◆ WHAT IS REQUIRED
Your task is to repeat the entries underneath exactly, minus the pictures.

[start]

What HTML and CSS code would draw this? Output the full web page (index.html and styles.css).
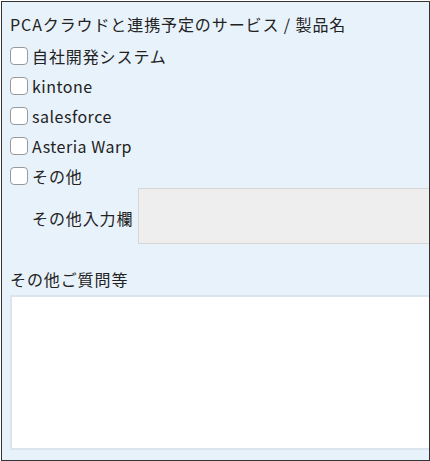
FILE: index.html
```html
<!DOCTYPE html>
<html lang="ja">
<head>
<meta charset="utf-8">
<link rel="stylesheet" href="styles.css">
</head>
<body>
<div class="frame">
  <div class="group">
    <div class="title">PCAクラウドと連携予定のサービス / 製品名</div>
    <label class="opt"><span class="box"></span><span>自社開発システム</span></label>
    <label class="opt"><span class="box"></span><span class="latin">kintone</span></label>
    <label class="opt"><span class="box"></span><span class="latin">salesforce</span></label>
    <label class="opt"><span class="box"></span><span class="latin">Asteria Warp</span></label>
    <label class="opt"><span class="box"></span><span>その他</span></label>
    <div class="other">
      <span class="other-label">その他入力欄</span>
      <div class="other-input"></div>
    </div>
  </div>
  <div class="group2">
    <div class="title2">その他ご質問等</div>
    <div class="textarea"></div>
  </div>
</div>
</body>
</html>
```
FILE: styles.css
```css
html, body {
  margin: 0;
  padding: 0;
  background: #ffffff;
}
.frame {
  margin: 1px 0 0 1px;
  width: 429px;
  height: 460px;
  box-sizing: border-box;
  border: 1px solid #333333;
  background: #e8f2fb;
  overflow: hidden;
  font-family: "Noto Sans CJK JP", "Noto Sans", sans-serif;
  font-size: 16px;
  letter-spacing: 0.9px;
  color: #222222;
}
.group {
  padding: 8px 0 0 8px;
}
.title {
  height: 31px;
  line-height: 28px;
}
.opt {
  display: flex;
  align-items: center;
  height: 30px;
  gap: 4px;
}
.latin {
  letter-spacing: 0.5px;
}
.box {
  width: 16px;
  height: 16px;
  border: 1px solid #9a9a9a;
  border-radius: 4px;
  background: #ffffff;
  flex: none;
}
.other {
  display: flex;
  align-items: center;
  margin-top: -3px;
  padding-left: 22px;
  gap: 5px;
}
.other-label {
  flex: none;
  padding-top: 3px;
}
.other-input {
  flex: none;
  width: 320px;
  height: 54px;
  background: #eeeeee;
  border: 1px solid #d6d6d6;
}
.group2 {
  padding: 21px 0 0 8px;
}
.title2 {
  height: 30px;
  line-height: 28px;
}
.textarea {
  width: 440px;
  height: 151px;
  background: #ffffff;
  border: 2px solid #dce5ef;
}
```
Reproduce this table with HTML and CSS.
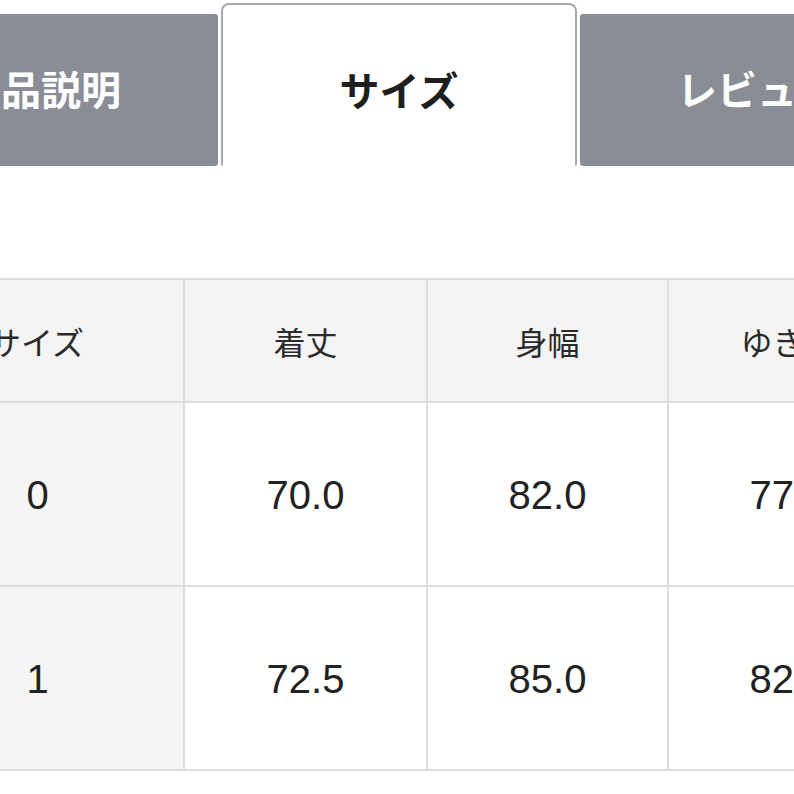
FILE: index.html
```html
<!DOCTYPE html>
<html lang="ja">
<head>
<meta charset="utf-8">
<link rel="stylesheet" href="styles.css">
</head>
<body>
<div class="page">
  <div class="tabs">
    <div class="tab">商品説明</div>
    <div class="tab active">サイズ</div>
    <div class="tab">レビュー</div>
  </div>
  <div class="size-table">
    <div class="cell head">サイズ</div>
    <div class="cell head">着丈</div>
    <div class="cell head">身幅</div>
    <div class="cell head">ゆき丈</div>

    <div class="cell label num">0</div>
    <div class="cell num">70.0</div>
    <div class="cell num">82.0</div>
    <div class="cell num">77.0</div>

    <div class="cell label num">1</div>
    <div class="cell num">72.5</div>
    <div class="cell num">85.0</div>
    <div class="cell num">82.0</div>
  </div>
</div>
</body>
</html>
```

FILE: styles.css
```css
html, body {
  margin: 0;
  padding: 0;
  background: #ffffff;
  overflow: hidden;
}

.page {
  width: 794px;
  height: 794px;
  overflow: hidden;
  font-family: "Noto Sans CJK JP", "Noto Sans", sans-serif;
}

.tabs {
  display: flex;
  align-items: flex-end;
  gap: 3px;
  height: 166px;
  margin-left: -136px;
}

.tab {
  box-sizing: border-box;
  width: 354px;
  height: 152px;
  flex: none;
  background: #8a8d96;
  color: #ffffff;
  font-size: 40px;
  font-weight: 700;
  display: flex;
  align-items: center;
  justify-content: center;
  padding-bottom: 4px;
  border-radius: 3px;
}

.tab.active {
  width: 356px;
  height: 163px;
  background: #ffffff;
  color: #1e1e1e;
  border: 2px solid #a8a9ad;
  border-bottom: none;
  border-radius: 8px 8px 2px 2px;
  padding-bottom: 0;
  padding-top: 6px;
}

.size-table {
  display: grid;
  grid-template-columns: 293px 241px 239px 239px;
  grid-template-rows: 121px 182px 182px;
  gap: 2px;
  padding: 2px;
  background: #dcdde0;
  width: max-content;
  margin-top: 112px;
  margin-left: -112px;
}

.cell {
  display: flex;
  align-items: center;
  justify-content: center;
  background: #ffffff;
  color: #222222;
}

.cell.head {
  background: #f4f4f5;
  font-size: 32px;
  color: #2a2a2a;
  padding-top: 1px;
}

.cell.label {
  background: #f5f5f6;
  padding-left: 2px;
}

.num {
  font-family: "Liberation Sans", Arial, sans-serif;
  font-size: 40px;
  padding-top: 2px;
}
```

[end]

◆ EXERCISE SOLUTION
What HTML and CSS code would draw this? Output the full web page (index.html and styles.css).
FILE: index.html
```html
<!DOCTYPE html>
<html lang="ja">
<head>
<meta charset="utf-8">
<link rel="stylesheet" href="styles.css">
</head>
<body>
<div class="frame">
  <div class="group">
    <div class="title">PCAクラウドと連携予定のサービス / 製品名</div>
    <label class="opt"><span class="box"></span><span>自社開発システム</span></label>
    <label class="opt"><span class="box"></span><span class="latin">kintone</span></label>
    <label class="opt"><span class="box"></span><span class="latin">salesforce</span></label>
    <label class="opt"><span class="box"></span><span class="latin">Asteria Warp</span></label>
    <label class="opt"><span class="box"></span><span>その他</span></label>
    <div class="other">
      <span class="other-label">その他入力欄</span>
      <div class="other-input"></div>
    </div>
  </div>
  <div class="group2">
    <div class="title2">その他ご質問等</div>
    <div class="textarea"></div>
  </div>
</div>
</body>
</html>
```
FILE: styles.css
```css
html, body {
  margin: 0;
  padding: 0;
  background: #ffffff;
}
.frame {
  margin: 1px 0 0 1px;
  width: 429px;
  height: 460px;
  box-sizing: border-box;
  border: 1px solid #333333;
  background: #e8f2fb;
  overflow: hidden;
  font-family: "Noto Sans CJK JP", "Noto Sans", sans-serif;
  font-size: 16px;
  letter-spacing: 0.9px;
  color: #222222;
}
.group {
  padding: 8px 0 0 8px;
}
.title {
  height: 31px;
  line-height: 28px;
}
.opt {
  display: flex;
  align-items: center;
  height: 30px;
  gap: 4px;
}
.latin {
  letter-spacing: 0.5px;
}
.box {
  width: 16px;
  height: 16px;
  border: 1px solid #9a9a9a;
  border-radius: 4px;
  background: #ffffff;
  flex: none;
}
.other {
  display: flex;
  align-items: center;
  margin-top: -3px;
  padding-left: 22px;
  gap: 5px;
}
.other-label {
  flex: none;
  padding-top: 3px;
}
.other-input {
  flex: none;
  width: 320px;
  height: 54px;
  background: #eeeeee;
  border: 1px solid #d6d6d6;
}
.group2 {
  padding: 21px 0 0 8px;
}
.title2 {
  height: 30px;
  line-height: 28px;
}
.textarea {
  width: 440px;
  height: 151px;
  background: #ffffff;
  border: 2px solid #dce5ef;
}
```
Reproduce this table with HTML and CSS.
FILE: index.html
```html
<!DOCTYPE html>
<html lang="ja">
<head>
<meta charset="utf-8">
<link rel="stylesheet" href="styles.css">
</head>
<body>
<div class="page">
  <div class="tabs">
    <div class="tab">商品説明</div>
    <div class="tab active">サイズ</div>
    <div class="tab">レビュー</div>
  </div>
  <div class="size-table">
    <div class="cell head">サイズ</div>
    <div class="cell head">着丈</div>
    <div class="cell head">身幅</div>
    <div class="cell head">ゆき丈</div>

    <div class="cell label num">0</div>
    <div class="cell num">70.0</div>
    <div class="cell num">82.0</div>
    <div class="cell num">77.0</div>

    <div class="cell label num">1</div>
    <div class="cell num">72.5</div>
    <div class="cell num">85.0</div>
    <div class="cell num">82.0</div>
  </div>
</div>
</body>
</html>
```

FILE: styles.css
```css
html, body {
  margin: 0;
  padding: 0;
  background: #ffffff;
  overflow: hidden;
}

.page {
  width: 794px;
  height: 794px;
  overflow: hidden;
  font-family: "Noto Sans CJK JP", "Noto Sans", sans-serif;
}

.tabs {
  display: flex;
  align-items: flex-end;
  gap: 3px;
  height: 166px;
  margin-left: -136px;
}

.tab {
  box-sizing: border-box;
  width: 354px;
  height: 152px;
  flex: none;
  background: #8a8d96;
  color: #ffffff;
  font-size: 40px;
  font-weight: 700;
  display: flex;
  align-items: center;
  justify-content: center;
  padding-bottom: 4px;
  border-radius: 3px;
}

.tab.active {
  width: 356px;
  height: 163px;
  background: #ffffff;
  color: #1e1e1e;
  border: 2px solid #a8a9ad;
  border-bottom: none;
  border-radius: 8px 8px 2px 2px;
  padding-bottom: 0;
  padding-top: 6px;
}

.size-table {
  display: grid;
  grid-template-columns: 293px 241px 239px 239px;
  grid-template-rows: 121px 182px 182px;
  gap: 2px;
  padding: 2px;
  background: #dcdde0;
  width: max-content;
  margin-top: 112px;
  margin-left: -112px;
}

.cell {
  display: flex;
  align-items: center;
  justify-content: center;
  background: #ffffff;
  color: #222222;
}

.cell.head {
  background: #f4f4f5;
  font-size: 32px;
  color: #2a2a2a;
  padding-top: 1px;
}

.cell.label {
  background: #f5f5f6;
  padding-left: 2px;
}

.num {
  font-family: "Liberation Sans", Arial, sans-serif;
  font-size: 40px;
  padding-top: 2px;
}
```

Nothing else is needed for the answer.